What you should do:
The line containing "string; kind: string;" marks the end: extract everything from the first line of the data through that line, exactly, with no pictures.

Stored data:
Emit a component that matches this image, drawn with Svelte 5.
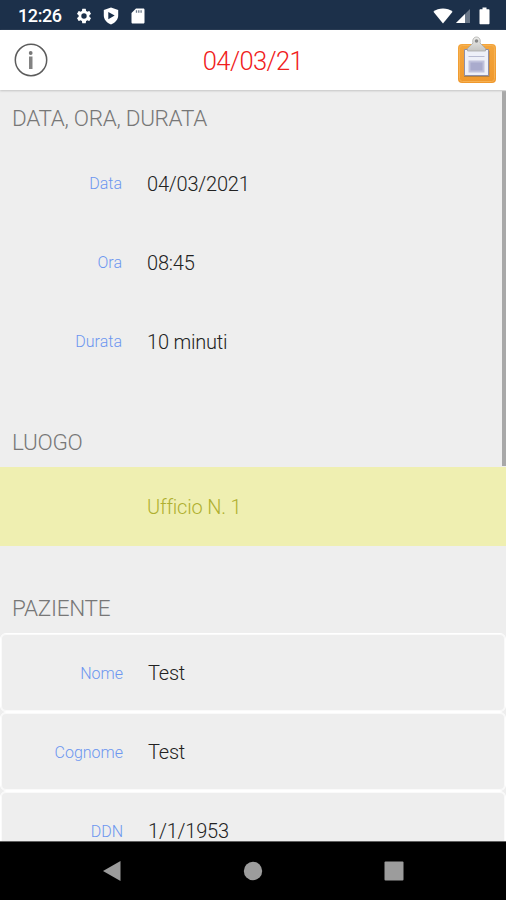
<script lang='ts'>
	type Row = { label: string; value: string };
	type Section = { title: string; kind: string; rows: Row[] };

	const sections: Section[] = [
		{
			title: 'DATA, ORA, DURATA',
			kind: 'plain',
			rows: [
				{ label: 'Data', value: '04/03/2021' },
				{ label: 'Ora', value: '08:45' },
				{ label: 'Durata', value: '10 minuti' }
			]
		},
		{
			title: 'LUOGO',
			kind: 'place',
			rows: [{ label: '', value: 'Ufficio N. 1' }]
		},
		{
			title: 'PAZIENTE',
			kind: 'card',
			rows: [
				{ label: 'Nome', value: 'Test' },
				{ label: 'Cognome', value: 'Test' },
				{ label: 'DDN', value: '1/1/1953' }
			]
		}
	];
</script>

<div class='screen'>
	<div class='status'>
		<span class='clock'>12:26</span>
		<svg class='gear' width='18' height='18' viewBox='0 0 24 24'>
			<path d='M19.14 12.94c.04-.3.06-.61.06-.94s-.02-.64-.07-.94l2.03-1.58a.49.49 0 0 0 .12-.61l-1.92-3.32a.49.49 0 0 0-.59-.22l-2.39.96a7 7 0 0 0-1.62-.94l-.36-2.54a.48.48 0 0 0-.48-.41h-3.84a.47.47 0 0 0-.47.41l-.36 2.54c-.59.24-1.13.57-1.62.94l-2.39-.96a.48.48 0 0 0-.59.22L2.74 8.87a.47.47 0 0 0 .12.61l2.03 1.58c-.05.3-.09.63-.09.94s.02.64.07.94l-2.03 1.58a.49.49 0 0 0-.12.61l1.92 3.32c.12.22.37.29.59.22l2.39-.96c.5.38 1.03.7 1.62.94l.36 2.54c.05.24.24.41.48.41h3.84c.24 0 .44-.17.47-.41l.36-2.54c.59-.24 1.13-.56 1.62-.94l2.39.96c.22.08.47 0 .59-.22l1.92-3.32a.47.47 0 0 0-.12-.61zM12 15.6a3.6 3.6 0 1 1 0-7.2 3.6 3.6 0 0 1 0 7.2z' />
		</svg>
		<svg class='shield' width='16' height='18' viewBox='0 0 16 18'>
			<path fill-rule='evenodd' d='M8 .6 15.200 3v5.500c0 4-3 7.300-7.200 8.900C3.800 15.800.8 12.500.8 8.500V3zM5.300 5v7.200L11.700 8.600z' />
		</svg>
		<svg class='card-icon' width='14' height='16' viewBox='0 0 14 16'>
			<path fill-rule='evenodd' d='M5 .5h7.200c.8 0 1.300.5 1.300 1.300v12.400c0 .8-.5 1.300-1.300 1.300H1.800c-.8 0-1.300-.5-1.300-1.300V5z' />
			<path d='M5.500 2.300v2.400M7.800 2.300v2.400M10.100 2.300v2.400' stroke='#1C304A' stroke-width='1.300' opacity='.65' />
		</svg>
		<svg class='wifi' width='20' height='16' viewBox='0 0 20 16'>
			<path d='M10 15.500.4 3.700C3 1.600 6.300.5 10 .5s7 1.100 9.600 3.200z' />
		</svg>
		<svg class='signal' width='16' height='16' viewBox='0 0 16 16'>
			<path d='M15 1v14H1z' opacity='.35' />
			<path d='M10 6v9H1z' />
		</svg>
		<svg class='battery' width='11' height='18' viewBox='0 0 11 18'>
			<path d='M3.500.5h4v1.700h2c.6 0 1 .4 1 1v13c0 .6-.4 1-1 1h-8c-.6 0-1-.4-1-1v-13c0-.6.4-1 1-1h2z' />
		</svg>
	</div>

	<header>
		<svg class='info' width='34' height='34' viewBox='0 0 34 34'>
			<circle cx='17' cy='17' r='15.700' fill='none' stroke='#5c5c5c' stroke-width='1.500' />
			<circle cx='16.700' cy='10' r='1.900' fill='#777' />
			<path d='M15 13.500h3.500V26H15z' fill='#828282' />
		</svg>
		<h1>04/03/21</h1>
		<svg class='clipboard' width='40' height='48' viewBox='0 0 40 48'>
			<defs>
				<linearGradient id='board' x1='0' y1='0' x2='0' y2='1'>
					<stop offset='0' stop-color='#f3a53c' />
					<stop offset='1' stop-color='#f0982c' />
				</linearGradient>
				<linearGradient id='clip' x1='0' y1='0' x2='0' y2='1'>
					<stop offset='0' stop-color='#eeeeec' />
					<stop offset='1' stop-color='#c4c4c2' />
				</linearGradient>
			</defs>
			<rect x='1' y='8' width='38' height='39' rx='4' fill='url(#board)' />
			<rect x='2.500' y='9.500' width='35' height='36' rx='3' fill='none' stroke='#f5b154' />
			<path d='M7 15h25.500v26H7z' fill='#b5803d' />
			<path d='M7.500 13.500h24v26h-24z' fill='#eef0f8' stroke='#8e8ea6' />
			<path d='M11.500 20.500h16' stroke='#b8bbd2' />
			<path d='M11.500 24.500h16v12h-16z' fill='#c0c2dc' />
			<path d='M13.500 26.500h12v8h-12z' fill='#a9abcd' />
			<path d='M10.500 12.500 16 7c-1-3.500 1-6 3.500-6s4.500 2.500 3.500 6l5.500 5.500V15h-18z' fill='url(#clip)' stroke='#a8a8a6' stroke-width='.8' />
			<circle cx='19.500' cy='5' r='1.800' fill='#888' />
		</svg>
	</header>

	<main>
		{#each sections as section}
			<section class={section.kind}>
				<h2>{section.title}</h2>
				{#each section.rows as row}
					<div class='row'>
						<span class='label'>{row.label}</span>
						<span class='value'>{row.value}</span>
					</div>
				{/each}
			</section>
		{/each}
		<div class='scrollbar'></div>
	</main>

	<nav>
		<svg width='20' height='22' viewBox='0 0 20 22'>
			<path d='M18.500 1v20L1 11z' />
		</svg>
		<svg width='20' height='20' viewBox='0 0 20 20'>
			<circle cx='10' cy='10' r='9.200' />
		</svg>
		<svg width='20' height='20' viewBox='0 0 20 20'>
			<rect x='.5' y='.5' width='19' height='19' rx='1' />
		</svg>
	</nav>
</div>

<style>
	:global(body) {
		margin: 0;
	}

	.screen {
		display: flex;
		flex-direction: column;
		width: 506px;
		height: 900px;
		overflow: hidden;
		background-color: #EEEEEE;
		font-family: Roboto, 'Liberation Sans', sans-serif;
		font-weight: 300;
	}

	svg {
		display: block;
		flex: none;
	}

	.status {
		display: flex;
		align-items: center;
		flex: none;
		box-sizing: border-box;
		height: 30px;
		padding: 1px 16px 0 18px;
		background-color: #1C304A;
		color: #FFFFFF;
		fill: #FFFFFF;
	}

	.clock {
		width: 57px;
		font-size: 18px;
		font-weight: 500;
		letter-spacing: -0.4px;
		line-height: 28px;
	}

	.shield {
		margin-left: 10px;
	}

	.card-icon {
		margin-left: 12px;
	}

	.wifi {
		margin-left: auto;
	}

	.signal {
		margin-left: 2px;
	}

	.battery {
		margin-left: 8px;
	}

	header {
		display: grid;
		grid-template-columns: 60px 1fr 60px;
		align-items: center;
		flex: none;
		height: 60px;
		background-color: #FFFFFF;
		box-shadow: 0 1px 2px #C4C4C4;
		z-index: 1;
	}

	.info {
		margin-left: 14px;
	}

	h1 {
		margin: 2px 0 0;
		text-align: center;
		font-size: 25.5px;
		font-weight: 300;
		letter-spacing: -0.6px;
		line-height: 30px;
		color: #F02020;
	}

	.clipboard {
		margin-left: 11px;
	}

	main {
		position: relative;
		flex: 1;
		min-height: 0;
		overflow: hidden;
	}

	h2 {
		box-sizing: border-box;
		height: 86px;
		margin: 0;
		padding: 47px 0 0 12px;
		font-size: 22.5px;
		font-weight: 300;
		letter-spacing: -0.3px;
		line-height: 28px;
		color: #777777;
	}

	.plain h2 {
		height: 54px;
		padding-top: 14px;
	}

	.card h2 {
		height: 87px;
		padding-top: 48px;
	}

	.row {
		display: grid;
		grid-template-columns: 122px 1fr;
		column-gap: 25px;
		align-items: center;
		box-sizing: border-box;
		height: 79px;
	}

	.label {
		text-align: right;
		font-size: 16px;
		color: #6C96F0;
	}

	.value {
		font-size: 20px;
		letter-spacing: -0.2px;
		color: #222222;
	}

	.place .row {
		background-color: #EFEFB1;
	}

	.place .value {
		color: #AFAF30;
	}

	.card .row {
		padding-top: 1px;
		border: 1px solid #FFFFFF;
		border-radius: 6px;
		box-shadow: inset 0 0 0 1px #FAFAFA;
	}

	.scrollbar {
		position: absolute;
		top: 1px;
		right: 0;
		width: 4px;
		height: 375px;
		background-color: #A8A8A8;
	}

	nav {
		display: flex;
		align-items: center;
		justify-content: center;
		gap: 121px;
		flex: none;
		box-sizing: border-box;
		height: 59px;
		border-top: 1px solid #606060;
		background-color: #000000;
		fill: #9C9C9C;
	}
</style>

Solution to this problem:
Emit a component that matches this image, drawn with Svelte 5.
<script lang='ts'>
	type Row = { label: string; value: string };
	type Section = { title: string; kind: string; rows: Row[] };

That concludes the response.